Data blending is the process of combining data from different sources and merging it into a single dataset.
Blending allows you to create charts based on multiple data sources. Separate data sources—not just those from the same application—can be combined as long as they’re comparable (i.e. share a “join key,” something discussed more below).
Traditionally, if you wanted to create direct comparisons from different sources, you had to export data from each source and combine them in Excel. If you suddenly needed to study a longer timeframe, you had to download the data again and start over.
By default, each element in Data Studio pulls information from a single data source. You could hook up multiple data sources to a dashboard, but until the introduction of data blending, you couldn’t present those together in a single chart or table.

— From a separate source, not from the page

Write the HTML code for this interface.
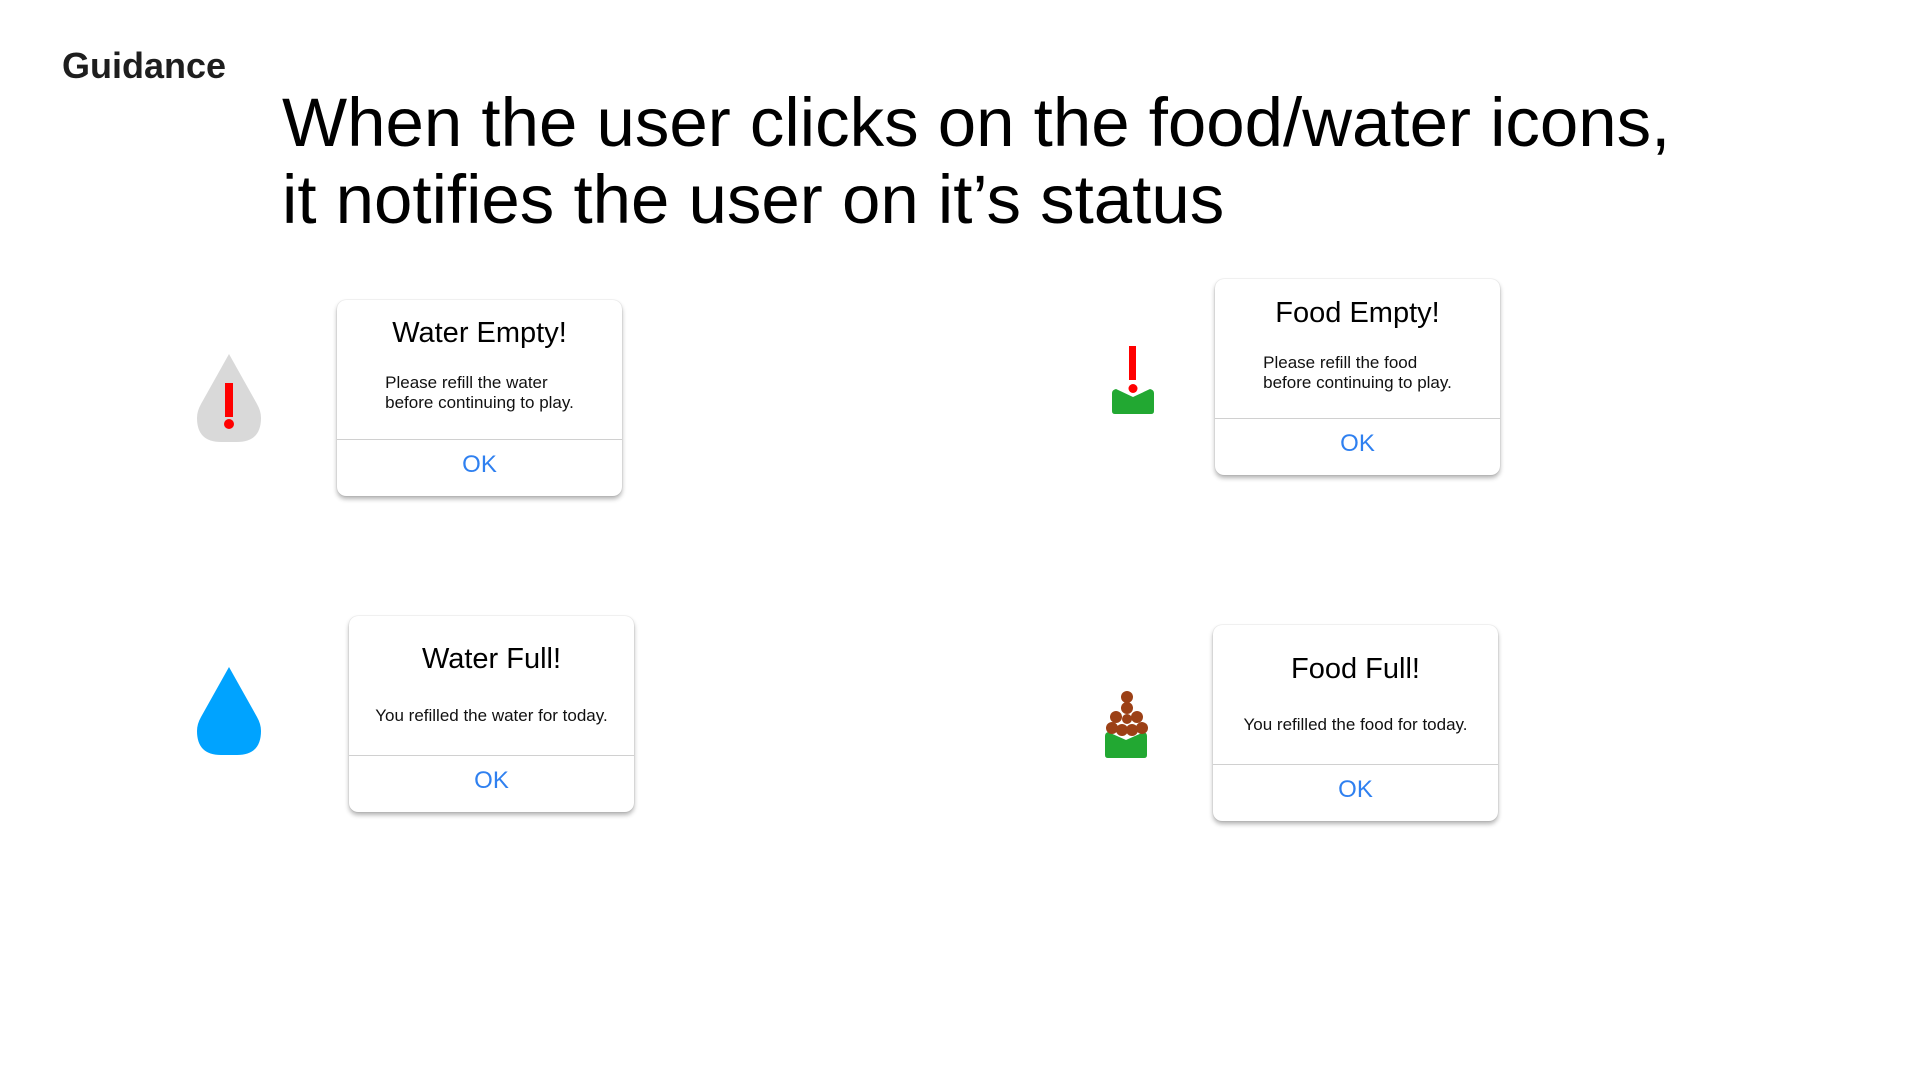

With a few clicks, data blending can reveal valuable relationships between data sets. Because everything happens within Data Studio, you save time on data manipulation and enjoy new opportunities to present findings.
Jon Meck, Senior Marketing Director at Bounteous, highlighted several benefits his team has identified:
Jon Meck:
With a familiar and intuitive interface, we continue to find use cases for data blending that showcase the connected Google ecosystem, facilitate real-time decision-making, and save hours of manual work.
We love using it to combine third-party data around advertising details or CRM data, and it’s allowed us to bring in personal data from external sources that are off-limits for other Google products.
What can it offer your analytics team? Here’s what you need to know.
Keys are…key…to data blending
To blend data, the data sources need to share a common dimension. This is known as a “join key.” It’s the common denominator to compare data. Your join key could be a page URL, product name, user ID, or many other things.
The simplest join key is “Date.” Measuring things over time is a common part of data analysis, so let’s use that as an example.
Selecting “Date” as the join key lets you spot correlations in data sets. Want to see how many leads came into your CRM against compared to organic sessions last month? No problem:
Choosing the right key depends on what you’re trying to illustrate. A good starting point is to come up with a hypothesis. For example, your hypothesis might be that “website users are more likely to pay via PayPal if they’re on a mobile device.”
In this instance, you’d combine data from your ecommerce platform with Google Analytics data. Transaction ID would be the join key. (You can find more examples in the table below.)
How to blend data in Google Data Studio
When it comes to data blending, there’s an easy way and a not-so-easy way.
The easy way to blend data
- Create two charts that you want to compare.
- Select both graphs (CTRL + Click).
- Right-click and hit “Blend data.”
As long as the two charts share a common dimension, Data Studio automatically combines your two charts into one. If you select two charts but a right-click offers no option to blend the data, your charts are unblendable.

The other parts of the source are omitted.